Start DATA SUPPLIED
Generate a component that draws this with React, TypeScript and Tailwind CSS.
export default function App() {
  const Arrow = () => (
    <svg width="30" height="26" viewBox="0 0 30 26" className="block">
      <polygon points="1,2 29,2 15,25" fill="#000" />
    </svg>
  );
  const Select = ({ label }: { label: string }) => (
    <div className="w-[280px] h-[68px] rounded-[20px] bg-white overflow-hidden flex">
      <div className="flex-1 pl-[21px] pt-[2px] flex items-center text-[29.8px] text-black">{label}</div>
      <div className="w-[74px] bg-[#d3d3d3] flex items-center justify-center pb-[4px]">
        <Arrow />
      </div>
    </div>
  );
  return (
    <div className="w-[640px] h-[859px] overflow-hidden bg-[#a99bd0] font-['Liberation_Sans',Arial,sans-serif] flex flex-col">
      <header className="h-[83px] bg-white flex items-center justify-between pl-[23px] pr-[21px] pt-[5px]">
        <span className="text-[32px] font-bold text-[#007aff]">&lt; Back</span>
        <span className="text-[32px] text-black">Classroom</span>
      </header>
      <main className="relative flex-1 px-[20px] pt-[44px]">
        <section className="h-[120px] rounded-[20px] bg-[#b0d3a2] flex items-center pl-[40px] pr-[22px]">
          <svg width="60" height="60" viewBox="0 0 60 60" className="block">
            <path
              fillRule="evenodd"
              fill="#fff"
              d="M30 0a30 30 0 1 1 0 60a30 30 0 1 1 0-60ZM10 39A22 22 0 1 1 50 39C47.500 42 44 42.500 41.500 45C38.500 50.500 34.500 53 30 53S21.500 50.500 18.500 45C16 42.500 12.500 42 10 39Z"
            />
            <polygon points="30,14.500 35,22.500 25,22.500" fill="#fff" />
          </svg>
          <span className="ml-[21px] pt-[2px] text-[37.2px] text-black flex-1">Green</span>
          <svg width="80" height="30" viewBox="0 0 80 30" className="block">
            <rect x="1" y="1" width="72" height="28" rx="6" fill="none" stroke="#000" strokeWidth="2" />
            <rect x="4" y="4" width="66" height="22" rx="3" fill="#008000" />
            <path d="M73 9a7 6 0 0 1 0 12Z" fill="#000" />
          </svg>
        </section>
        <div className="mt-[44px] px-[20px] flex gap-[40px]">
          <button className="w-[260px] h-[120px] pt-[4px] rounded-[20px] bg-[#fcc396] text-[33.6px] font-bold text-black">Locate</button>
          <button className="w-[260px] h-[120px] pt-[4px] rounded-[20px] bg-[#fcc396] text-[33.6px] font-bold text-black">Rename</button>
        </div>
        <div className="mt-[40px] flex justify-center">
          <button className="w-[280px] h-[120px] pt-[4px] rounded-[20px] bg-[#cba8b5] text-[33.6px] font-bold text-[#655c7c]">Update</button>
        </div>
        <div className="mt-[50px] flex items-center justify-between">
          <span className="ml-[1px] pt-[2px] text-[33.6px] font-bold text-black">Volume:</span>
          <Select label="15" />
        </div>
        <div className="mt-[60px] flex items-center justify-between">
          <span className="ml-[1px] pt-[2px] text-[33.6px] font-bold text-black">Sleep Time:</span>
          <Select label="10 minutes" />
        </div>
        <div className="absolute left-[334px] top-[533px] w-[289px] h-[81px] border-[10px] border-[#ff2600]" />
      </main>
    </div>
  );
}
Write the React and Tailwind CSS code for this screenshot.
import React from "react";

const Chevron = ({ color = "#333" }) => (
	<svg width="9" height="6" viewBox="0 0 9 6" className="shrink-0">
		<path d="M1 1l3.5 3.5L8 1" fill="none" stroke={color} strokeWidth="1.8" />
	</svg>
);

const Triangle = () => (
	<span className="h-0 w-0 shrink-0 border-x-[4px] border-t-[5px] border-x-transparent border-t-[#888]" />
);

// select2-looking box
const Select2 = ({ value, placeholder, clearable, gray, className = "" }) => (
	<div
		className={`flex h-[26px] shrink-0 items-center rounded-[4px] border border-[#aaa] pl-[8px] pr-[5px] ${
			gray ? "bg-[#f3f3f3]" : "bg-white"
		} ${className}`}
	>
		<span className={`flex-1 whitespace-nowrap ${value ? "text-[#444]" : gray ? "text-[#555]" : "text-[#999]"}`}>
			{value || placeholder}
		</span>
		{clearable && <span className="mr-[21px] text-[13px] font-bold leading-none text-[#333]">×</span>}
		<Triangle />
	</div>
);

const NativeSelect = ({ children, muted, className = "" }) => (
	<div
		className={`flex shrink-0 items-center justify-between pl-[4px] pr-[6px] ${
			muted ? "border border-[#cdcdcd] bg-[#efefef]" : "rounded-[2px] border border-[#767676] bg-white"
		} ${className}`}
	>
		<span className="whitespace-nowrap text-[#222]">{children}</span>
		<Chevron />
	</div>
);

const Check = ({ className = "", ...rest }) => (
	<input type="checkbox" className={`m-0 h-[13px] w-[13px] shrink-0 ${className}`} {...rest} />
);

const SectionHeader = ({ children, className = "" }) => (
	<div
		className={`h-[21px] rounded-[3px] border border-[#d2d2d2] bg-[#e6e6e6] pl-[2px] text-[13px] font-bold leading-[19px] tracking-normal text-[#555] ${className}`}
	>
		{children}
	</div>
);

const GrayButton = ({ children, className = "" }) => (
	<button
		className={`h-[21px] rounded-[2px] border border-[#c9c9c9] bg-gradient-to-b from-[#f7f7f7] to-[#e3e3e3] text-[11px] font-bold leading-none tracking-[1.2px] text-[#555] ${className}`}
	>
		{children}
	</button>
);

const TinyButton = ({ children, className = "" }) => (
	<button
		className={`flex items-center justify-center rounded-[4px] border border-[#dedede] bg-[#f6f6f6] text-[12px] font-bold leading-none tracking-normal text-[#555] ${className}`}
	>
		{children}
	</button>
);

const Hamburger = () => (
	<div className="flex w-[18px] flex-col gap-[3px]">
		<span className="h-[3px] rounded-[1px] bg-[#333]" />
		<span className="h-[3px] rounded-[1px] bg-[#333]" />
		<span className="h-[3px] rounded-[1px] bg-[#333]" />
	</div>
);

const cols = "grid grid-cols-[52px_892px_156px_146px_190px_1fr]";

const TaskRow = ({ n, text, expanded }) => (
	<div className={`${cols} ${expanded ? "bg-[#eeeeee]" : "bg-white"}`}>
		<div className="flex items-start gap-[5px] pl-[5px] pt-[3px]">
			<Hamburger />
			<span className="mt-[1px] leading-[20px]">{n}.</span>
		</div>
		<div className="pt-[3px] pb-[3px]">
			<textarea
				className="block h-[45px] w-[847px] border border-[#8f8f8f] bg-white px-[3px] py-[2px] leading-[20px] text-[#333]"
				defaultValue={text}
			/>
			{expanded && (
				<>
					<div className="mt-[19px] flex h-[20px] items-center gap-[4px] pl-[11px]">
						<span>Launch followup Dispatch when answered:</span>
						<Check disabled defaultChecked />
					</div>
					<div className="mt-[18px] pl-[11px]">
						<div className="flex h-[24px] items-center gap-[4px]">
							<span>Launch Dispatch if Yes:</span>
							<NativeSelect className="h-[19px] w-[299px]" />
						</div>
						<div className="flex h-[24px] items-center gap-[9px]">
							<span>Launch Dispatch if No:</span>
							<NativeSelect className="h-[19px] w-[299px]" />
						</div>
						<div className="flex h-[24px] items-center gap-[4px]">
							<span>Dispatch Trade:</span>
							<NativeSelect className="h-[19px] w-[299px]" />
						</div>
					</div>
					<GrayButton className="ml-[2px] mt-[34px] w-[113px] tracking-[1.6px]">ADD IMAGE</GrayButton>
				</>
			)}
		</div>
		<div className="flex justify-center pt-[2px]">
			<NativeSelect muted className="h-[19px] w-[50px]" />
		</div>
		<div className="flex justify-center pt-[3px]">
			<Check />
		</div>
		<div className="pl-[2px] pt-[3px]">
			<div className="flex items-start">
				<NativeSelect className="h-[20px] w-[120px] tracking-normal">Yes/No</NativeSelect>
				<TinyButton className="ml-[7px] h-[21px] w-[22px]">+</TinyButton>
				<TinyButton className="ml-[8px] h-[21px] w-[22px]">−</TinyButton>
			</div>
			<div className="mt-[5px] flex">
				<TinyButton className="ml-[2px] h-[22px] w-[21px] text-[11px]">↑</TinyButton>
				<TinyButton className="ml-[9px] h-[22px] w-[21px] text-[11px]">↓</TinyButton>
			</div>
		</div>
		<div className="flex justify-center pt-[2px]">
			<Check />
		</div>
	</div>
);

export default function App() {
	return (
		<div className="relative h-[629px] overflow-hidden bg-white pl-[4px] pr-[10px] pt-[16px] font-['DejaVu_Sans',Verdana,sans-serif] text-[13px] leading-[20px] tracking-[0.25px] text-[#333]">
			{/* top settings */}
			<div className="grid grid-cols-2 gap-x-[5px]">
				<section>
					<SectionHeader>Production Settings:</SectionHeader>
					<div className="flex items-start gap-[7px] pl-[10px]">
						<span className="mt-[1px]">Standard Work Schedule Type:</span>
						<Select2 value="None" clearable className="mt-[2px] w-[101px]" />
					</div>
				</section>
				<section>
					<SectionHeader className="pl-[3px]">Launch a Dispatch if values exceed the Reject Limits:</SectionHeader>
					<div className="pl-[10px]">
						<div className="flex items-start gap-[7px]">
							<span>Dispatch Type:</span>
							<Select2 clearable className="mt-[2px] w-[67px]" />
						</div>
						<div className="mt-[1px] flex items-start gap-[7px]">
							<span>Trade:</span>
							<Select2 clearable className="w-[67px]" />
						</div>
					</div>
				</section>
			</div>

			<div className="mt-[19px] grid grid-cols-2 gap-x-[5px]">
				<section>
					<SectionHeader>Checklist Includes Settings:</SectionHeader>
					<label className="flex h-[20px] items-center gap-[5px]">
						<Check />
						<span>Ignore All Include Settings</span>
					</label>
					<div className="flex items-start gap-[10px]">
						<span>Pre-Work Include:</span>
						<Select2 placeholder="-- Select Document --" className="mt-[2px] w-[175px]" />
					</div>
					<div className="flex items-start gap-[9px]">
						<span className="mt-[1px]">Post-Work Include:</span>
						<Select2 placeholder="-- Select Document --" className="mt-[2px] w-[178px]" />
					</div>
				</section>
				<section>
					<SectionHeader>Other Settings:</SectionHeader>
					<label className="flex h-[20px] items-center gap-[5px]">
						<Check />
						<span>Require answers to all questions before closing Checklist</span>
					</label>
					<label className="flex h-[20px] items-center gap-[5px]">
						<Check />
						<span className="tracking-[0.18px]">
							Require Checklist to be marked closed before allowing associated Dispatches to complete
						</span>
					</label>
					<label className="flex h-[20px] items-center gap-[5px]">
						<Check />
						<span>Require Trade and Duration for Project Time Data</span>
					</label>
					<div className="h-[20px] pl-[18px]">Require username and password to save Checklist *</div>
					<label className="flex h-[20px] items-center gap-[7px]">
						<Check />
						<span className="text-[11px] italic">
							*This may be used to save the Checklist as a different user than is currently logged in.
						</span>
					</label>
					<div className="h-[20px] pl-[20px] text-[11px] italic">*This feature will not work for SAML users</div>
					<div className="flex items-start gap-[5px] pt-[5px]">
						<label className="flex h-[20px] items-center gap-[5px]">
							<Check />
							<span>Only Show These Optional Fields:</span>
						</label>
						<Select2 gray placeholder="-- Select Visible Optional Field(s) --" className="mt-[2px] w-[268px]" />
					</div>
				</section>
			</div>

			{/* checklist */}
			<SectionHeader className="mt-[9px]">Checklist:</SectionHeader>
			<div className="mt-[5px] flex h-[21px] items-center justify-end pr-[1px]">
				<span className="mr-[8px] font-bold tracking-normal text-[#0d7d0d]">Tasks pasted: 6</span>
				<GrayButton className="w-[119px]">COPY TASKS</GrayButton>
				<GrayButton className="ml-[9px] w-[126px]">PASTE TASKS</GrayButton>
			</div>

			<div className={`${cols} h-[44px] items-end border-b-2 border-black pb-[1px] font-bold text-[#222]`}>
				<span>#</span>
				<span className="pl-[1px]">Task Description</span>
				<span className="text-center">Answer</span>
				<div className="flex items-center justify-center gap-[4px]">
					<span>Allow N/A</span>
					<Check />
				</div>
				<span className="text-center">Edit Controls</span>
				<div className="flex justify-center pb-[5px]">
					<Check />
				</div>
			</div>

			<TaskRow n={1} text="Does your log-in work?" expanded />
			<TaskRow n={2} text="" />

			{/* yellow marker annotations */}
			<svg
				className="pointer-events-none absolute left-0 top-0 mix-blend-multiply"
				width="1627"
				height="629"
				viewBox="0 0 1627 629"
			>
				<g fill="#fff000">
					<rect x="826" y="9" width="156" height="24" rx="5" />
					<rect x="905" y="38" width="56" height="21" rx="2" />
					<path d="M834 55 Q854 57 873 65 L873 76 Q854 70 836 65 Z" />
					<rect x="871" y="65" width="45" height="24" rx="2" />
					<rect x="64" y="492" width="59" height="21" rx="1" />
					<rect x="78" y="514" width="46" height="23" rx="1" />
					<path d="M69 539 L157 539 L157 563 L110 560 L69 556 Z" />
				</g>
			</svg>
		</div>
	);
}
End DATA SUPPLIED
Find the lines above that contain the word "React" and collect them.

Generate a component that draws this with React, TypeScript and Tailwind CSS.
Write the React and Tailwind CSS code for this screenshot.
import React from "react";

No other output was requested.